We plan to use a UDP to send the message between monitored nodes and root node. The root node can provide extra function, such as persistence, and client still use http protocol to fetch the data.
Design 1 is a better choice, but if it has great difficulties in the implementation, this design will be used, which still meets our standard.
- Memory leak detection: libleak
This is a lib for memory leak detection. The main idea is to replace the malloc
function of the system. It will inspire us how to solve this problem.
- RPC framework: rpclib
This lib is used to build the P2P network among the machines in the cluster.
- XML parsing lib: PugiXML
We choose to use XML as the format of the settings of our system.

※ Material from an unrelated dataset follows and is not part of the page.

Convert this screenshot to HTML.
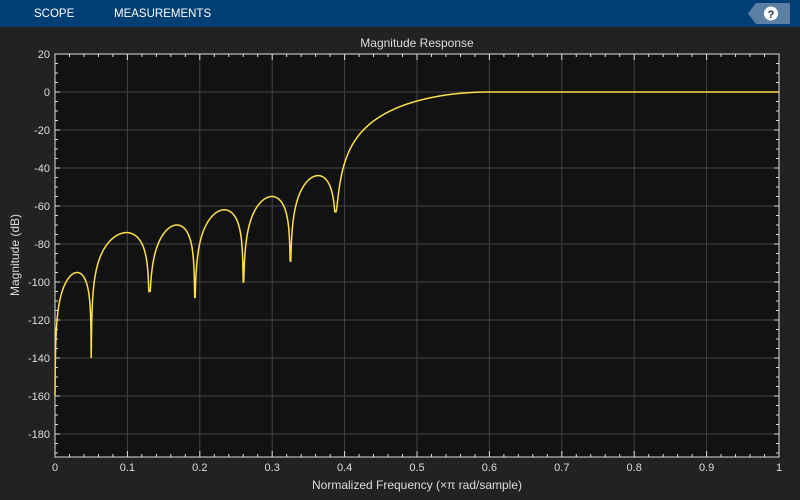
<!DOCTYPE html>
<html><head><style>
body{margin:0;width:800px;height:500px;background:#222;overflow:hidden;font-family:"Liberation Sans",sans-serif}
#hdr{position:absolute;left:0;top:0;width:800px;height:27px;background:#003f74}
#hdr span{position:absolute;top:8px;color:#fff;font-size:11.5px}
svg{position:absolute;left:0;top:0}
</style></head><body>
<div id="hdr"><span style="left:34px">SCOPE</span><span style="left:114px">MEASUREMENTS</span>
<svg width="800" height="27" style="position:absolute;left:0;top:0"><polygon points="756,3 790,3 790,24 756,24 748,13.5" fill="#5c80a3"/><circle cx="771" cy="13.5" r="7" fill="#fff"/><text x="771" y="18" fill="#1a2a40" font-size="11" font-weight="bold" text-anchor="middle" font-family="Liberation Sans">?</text></svg></div>
<svg id="p" width="800" height="500" style="top:0"></svg>
<script>
var X=f=>55+f*724,Y=d=>54+(20-d)*1.9;
var s='<rect x="55" y="54" width="724" height="403" fill="#121212"/>';
for(var i=1;i<10;i++)s+='<line x1="'+X(i/10)+'" y1="54" x2="'+X(i/10)+'" y2="457" stroke="#444" stroke-width="1"/>';
for(var d=0;d>=-180;d-=20)s+='<line x1="55" y1="'+Y(d)+'" x2="779" y2="'+Y(d)+'" stroke="#444" stroke-width="1"/>';
for(var i=0;i<=50;i++){var x=X(i/50);s+='<line x1="'+x+'" y1="457" x2="'+x+'" y2="'+(i%5?454:451)+'" stroke="#ddd"/><line x1="'+x+'" y1="54" x2="'+x+'" y2="'+(i%5?57:60)+'" stroke="#ddd"/>';}
for(var d=20;d>=-190;d-=5){var y=Y(d);var m=d%20==0?5:3;s+='<line x1="55" y1="'+y+'" x2="'+(55+m)+'" y2="'+y+'" stroke="#ddd"/><line x1="779" y1="'+y+'" x2="'+(779-m)+'" y2="'+y+'" stroke="#ddd"/>';}
s+='<rect x="55" y="54" width="724" height="403" fill="none" stroke="#ddd" stroke-width="1"/>';
for(var i=0;i<=10;i++)s+='<text x="'+X(i/10)+'" y="471" fill="#ddd" font-size="11" text-anchor="middle">'+(i==0?'0':i==10?'1':'0.'+i)+'</text>';
for(var d=20;d>=-180;d-=20)s+='<text x="50" y="'+(Y(d)+4)+'" fill="#ddd" font-size="11" text-anchor="end">'+d+'</text>';
s+='<text x="417" y="47" fill="#ddd" font-size="12" text-anchor="middle">Magnitude Response</text>';
s+='<text x="417" y="489" fill="#ddd" font-size="12" text-anchor="middle">Normalized Frequency (×π rad/sample)</text>';
s+='<text transform="translate(19,255) rotate(-90)" fill="#ddd" font-size="12" text-anchor="middle">Magnitude (dB)</text>';
var nulls=[[0,-160],[0.05,-140],[0.13,-105],[0.193,-108],[0.26,-100],[0.325,-89],[0.388,-63]];
var peaks=[-95,-74,-70,-62,-55,-44];
function db(f){
 if(f>=0.388){var t=Math.min(1,(f-0.388)/0.212);var a=Math.pow(Math.sin(Math.PI/2*t),1.8)+0.0007;return 20*Math.log10(Math.min(1,a));}
 for(var k=0;k<6;k++){var a0=nulls[k][0],b0=nulls[k+1][0];if(f<=b0){var u=(f-a0)/(b0-a0);u=Math.pow(u,1.4);var A=Math.pow(10,peaks[k]/20);var v=A*Math.sin(Math.PI*u);var dv=20*Math.log10(Math.abs(v)+1e-12);var lim=u<0.5?nulls[k][1]:nulls[k+1][1];return Math.max(lim,dv);}}
}
var p='';for(var i=0;i<=3000;i++){var f=i/3000;p+=(i?'L':'M')+X(f).toFixed(2)+','+Y(db(f)).toFixed(2);}
s+='<path d="'+p+'" fill="none" stroke="#ffe04a" stroke-width="1.5"/>';
document.getElementById('p').innerHTML=s;
</script>
</body></html>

We plan to finish this project by 05.25 or earlier if we are requested by this course.
-
05.03 Investigate /proc. Zhengxin
-
05.05 Build RPC framework of this project. Jiashu
-
05.05 Investigate memory leak detection. Zunyao
-
05.08 Implement memory allocation condition request. All
-
05.12 Implement memory allocation aggregation and display. All
-
05.14 Implement the memory allocation monitor SDK. All
-
05.19 Implement memory leak detection. All
-
05.25 Improve usability and release. All
Jiashu Zhang: RPC, usability.
Zhengxin You: Memory allocation condition, usability.
Zunyao Mao: Memory leak detection, usability.